Concernant le sort de son confrère, Kamel Daoud n’est «pas optimiste». Il reconnaît tout de même la nécessité de continuer la mobilisation « parce qu’il faut que Boualem et d’autres écrivains soient soutenus ». Pour lui, l’auteur a pris un risque en retournant en Algérie. Mais « quand on est un exilé, on est toujours tenté par le dernier voyage, celui où on prend les dernières photos, les derniers bibelots. Et le dernier voyage, c’est toujours le plus dangereux. » 

« Vous arrivez dans ce pays, vous voulez parler d’islamisme, on vous dit: “attention islamophobie”. »

Kamel Daoud

En outre, Kamel Daoud, récipiendaire du prix Goncourt 2024, se sent rattrapé par ses racines algériennes, par « les fractures françaises ». Il pointe du doigt certains raccourcis idéologiques: « Vous arrivez dans ce pays, vous voulez parler d’islamisme, on vous dit :“ Attention islamophobie ”, vous voulez parler de l’échec du pays d’origine, on vous dit : “ Vous êtes contre la migration ”, vous voulez parler du rapport au reste du monde, on vous dit : “ Vous ne pouvez pas faire ça, c’est faire le jeu de l’extrême droite ” (...). On est bridé. En Algérie on est accusés d’être français, en France on n’est pas des bons arabes. »
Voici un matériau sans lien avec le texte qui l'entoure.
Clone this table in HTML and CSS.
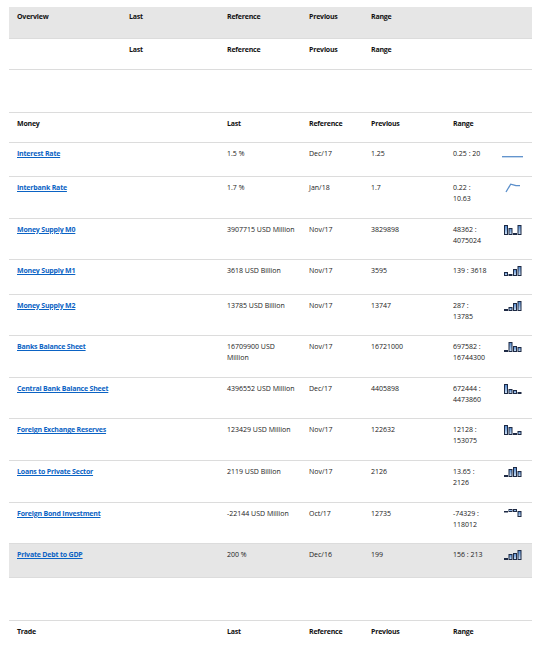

« Il y a une réalité qui n’est pas visible en France », poursuit-il. Avant de préciser: « On reproche à Boualem sa liberté d’opinion. Ces élites de gauches algéroises qui contestent sa liberté de penser, oseront-ils dire la même chose face au prêcheur islamiste qui chaque vendredi répète les mêmes choses, qui ne reconnaissent pas les frontières algériennes ni l’histoire algérienne. Personne n’ose regarder les islamistes dans les yeux et n’ose les contester. » 

« Je me suis dit que le jour du Goncourt ça va être démultiplié par dix. »

Kamel Daoud

Le Goncourt 2024 est , lui aussi, pris dans la tourmente. Depuis plusieurs semaines, Kamel Daoud et son épouse psychiatre sont accusés d’avoir utilisé sans son consentement l’histoire de Saâda Arbane, survivante d’un massacre pendant la guerre civile en Algérie dans les années 1990, pour l’écriture de Houris« Je savais que ça allait venir. Je me suis dit que le jour du Goncourt ça va être démultiplié par dix », explique l’écrivain.

Son livre n’a pas pu être édité en Algérie. Il tombe sous le coup d’une loi interdisant tout ouvrage sur la décennie noire entre 1992 et 2002, qui a fait au moins 200 000 morts, selon des chiffres officiels. « Mon livre, je l’ai écrit, je le réécrirai et j’en écrirai même un quatrième ou un cinquième si j’en ai envie (...) Ce dont je rêve c’est qu’on abroge l’article 46 qui interdit de parler de la guerre civile. (...) Je suis comme tous les Algériens : très fier. J’aurais voulu que mon pays répare son histoire passée.»